I. — Des lois qui règlent la société des dieux et des hommes. — La moralité et l’immoralité dans les religions primitives. — Extension des relations d’amitié et d’inimitié à la société avec les dieux. — Impossibilité pour la conscience primitive, comme pour l’art primitif, de distinguer le grand du monstrueux.
II. — De la sanction dans la société des dieux et des hommes. — Le patronage des dieux. — Comment toute intervention divine tend à se régler sur les lois mêmes de la société humaine et à en devenir une sanction.
III. — Le culte et le rite. — Principe de l’échange des services et de la proportionnalité. — Le sacrifice. — Principe de la coercition et de l’incantation. — Principe de l’habitude et son rapport avec le rite. — La sorcellerie. — Le sacerdoce. — Le prophétisme. — Le culte extérieur. — La dramatisation et l’esthétique religieuse.
IV. — Le culte intérieur. — Adoration et amour. — Leur origine psychologique.

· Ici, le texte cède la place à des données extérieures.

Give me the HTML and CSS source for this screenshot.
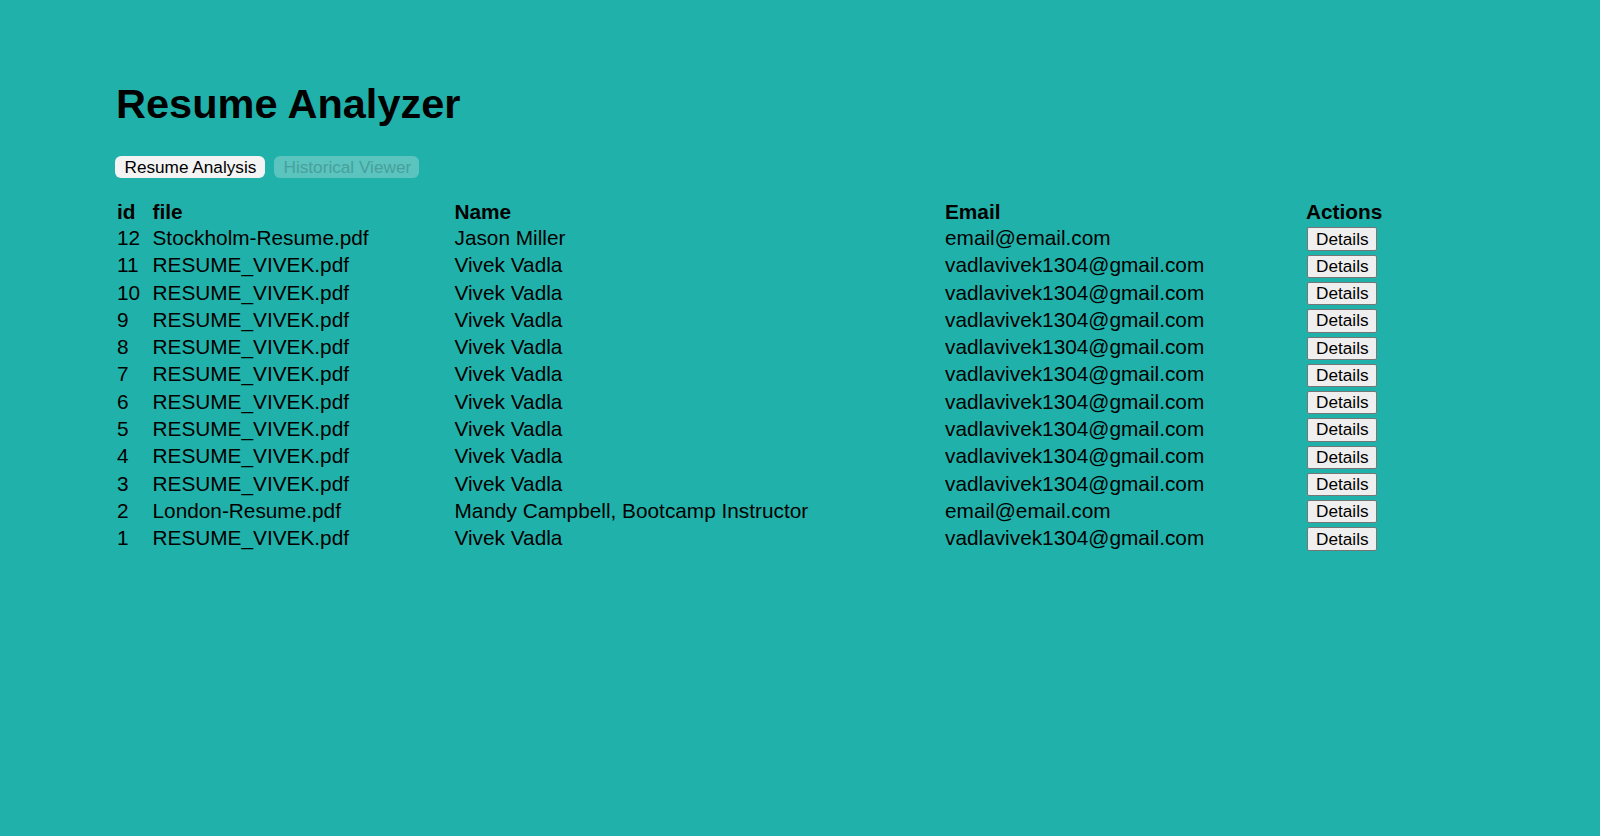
FILE: index.html
```html
<!DOCTYPE html>
<html lang="en">
<head>
<meta charset="utf-8">
<title>Resume Analyzer</title>
<link rel="stylesheet" href="styles.css">
</head>
<body>
<div class="page">
  <h1 class="title">Resume Analyzer</h1>
  <div class="tabs">
    <button class="tab tab-active">Resume Analysis</button>
    <button class="tab tab-inactive">Historical Viewer</button>
  </div>
  <table class="results">
    <colgroup>
      <col class="c-id">
      <col class="c-file">
      <col class="c-name">
      <col class="c-email">
      <col class="c-actions">
    </colgroup>
    <thead>
      <tr><th>id</th><th>file</th><th>Name</th><th>Email</th><th>Actions</th></tr>
    </thead>
    <tbody>
      <tr><td>12</td><td>Stockholm-Resume.pdf</td><td>Jason Miller</td><td>email@email.com</td><td><button class="details">Details</button></td></tr>
      <tr><td>11</td><td>RESUME_VIVEK.pdf</td><td>Vivek Vadla</td><td>vadlavivek1304@gmail.com</td><td><button class="details">Details</button></td></tr>
      <tr><td>10</td><td>RESUME_VIVEK.pdf</td><td>Vivek Vadla</td><td>vadlavivek1304@gmail.com</td><td><button class="details">Details</button></td></tr>
      <tr><td>9</td><td>RESUME_VIVEK.pdf</td><td>Vivek Vadla</td><td>vadlavivek1304@gmail.com</td><td><button class="details">Details</button></td></tr>
      <tr><td>8</td><td>RESUME_VIVEK.pdf</td><td>Vivek Vadla</td><td>vadlavivek1304@gmail.com</td><td><button class="details">Details</button></td></tr>
      <tr><td>7</td><td>RESUME_VIVEK.pdf</td><td>Vivek Vadla</td><td>vadlavivek1304@gmail.com</td><td><button class="details">Details</button></td></tr>
      <tr><td>6</td><td>RESUME_VIVEK.pdf</td><td>Vivek Vadla</td><td>vadlavivek1304@gmail.com</td><td><button class="details">Details</button></td></tr>
      <tr><td>5</td><td>RESUME_VIVEK.pdf</td><td>Vivek Vadla</td><td>vadlavivek1304@gmail.com</td><td><button class="details">Details</button></td></tr>
      <tr><td>4</td><td>RESUME_VIVEK.pdf</td><td>Vivek Vadla</td><td>vadlavivek1304@gmail.com</td><td><button class="details">Details</button></td></tr>
      <tr><td>3</td><td>RESUME_VIVEK.pdf</td><td>Vivek Vadla</td><td>vadlavivek1304@gmail.com</td><td><button class="details">Details</button></td></tr>
      <tr><td>2</td><td>London-Resume.pdf</td><td>Mandy Campbell, Bootcamp Instructor</td><td>email@email.com</td><td><button class="details">Details</button></td></tr>
      <tr><td>1</td><td>RESUME_VIVEK.pdf</td><td>Vivek Vadla</td><td>vadlavivek1304@gmail.com</td><td><button class="details">Details</button></td></tr>
    </tbody>
  </table>
</div>
</body>
</html>
```
FILE: styles.css
```css
html, body {
  margin: 0;
  padding: 0;
  background: #20b2aa;
  height: 100%;
}
body {
  font-family: "Liberation Sans", Arial, sans-serif;
  color: #000;
}
.page {
  padding: 81px 0 0 117px;
}
.title {
  margin: 0 0 0 -1px;
  font-size: 41.5px;
  line-height: 46px;
  font-weight: bold;
}
.tabs {
  display: flex;
  gap: 9.7px;
  margin: 29px 0 0 -1.7px;
}
.tab {
  font-family: "Liberation Sans", Arial, sans-serif;
  font-size: 17.2px;
  height: 21.5px;
  line-height: 19px;
  padding: 1px 8.3px 0 9.2px;
  border: none;
  border-radius: 6px;
  cursor: pointer;
}
.tab-active {
  background: #f4f4f4;
  color: #000;
}
.tab-inactive {
  background: #5bc4be;
  color: #47a09b;
}
.results {
  margin-top: 21.5px;
  border-collapse: collapse;
  border-spacing: 0;
  table-layout: fixed;
  width: 1269px;
  font-size: 20.8px;
}
.c-id { width: 35.5px; }
.c-file { width: 302px; }
.c-name { width: 490.5px; }
.c-email { width: 361px; }
.c-actions { width: 80px; }
.results th,
.results td {
  padding: 0;
  text-align: left;
  vertical-align: middle;
  line-height: 23px;
  white-space: nowrap;
}
.results th {
  font-weight: bold;
  height: 25px;
}
.results td {
  height: 27.27px;
}
.details {
  display: block;
  margin: 3px 0 0 1.3px;
  width: 70px;
  height: 23.3px;
  box-sizing: border-box;
  padding: 0;
  font-family: "Liberation Sans", Arial, sans-serif;
  font-size: 17.2px;
  line-height: 19px;
  color: #000;
  background: #efefef;
  border: 1.25px solid #767676;
  border-radius: 2px;
  cursor: pointer;
}
```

I. — LOIS QUI RÈGLENT LA SOCIÉTÉ DES DIEUX
ET DES HOMMES

Nous sommes aujourd’hui portés à voir surtout dans la religion la morale, depuis que Kant a fait de l’éthique le but et l’unique fondement de toute véritable idée de Dieu. Il n’en était point ainsi à l’origine. D’après ce que nous avons vu dans les chapitres précédents, la religion a été d’abord une explication physique des événements, surtout des événements heureux ou terribles pour l’homme, au moyen de causes agissant pour une fin, comme la volonté humaine : c’était donc à la fois une explication par les causes efficientes proprement dites et par les causes finales : la théologie a été un développement de la téléologie primitive. L’homme s’est placé, par l’imagination, en société avec des êtres bienfaisants ou malfaisants, d’abord visibles et tangibles, puis de plus en plus invisibles et séparés des objets qu’ils hantent : voilà, avons-nous dit, le début de la religion. Celle-ci n’a été d’abord que l’agrandissement de la société, l’explication des choses par des volontés analogues aux volontés avec lesquelles l’homme vit, mais d’un autre ordre et d’un autre degré de puissance.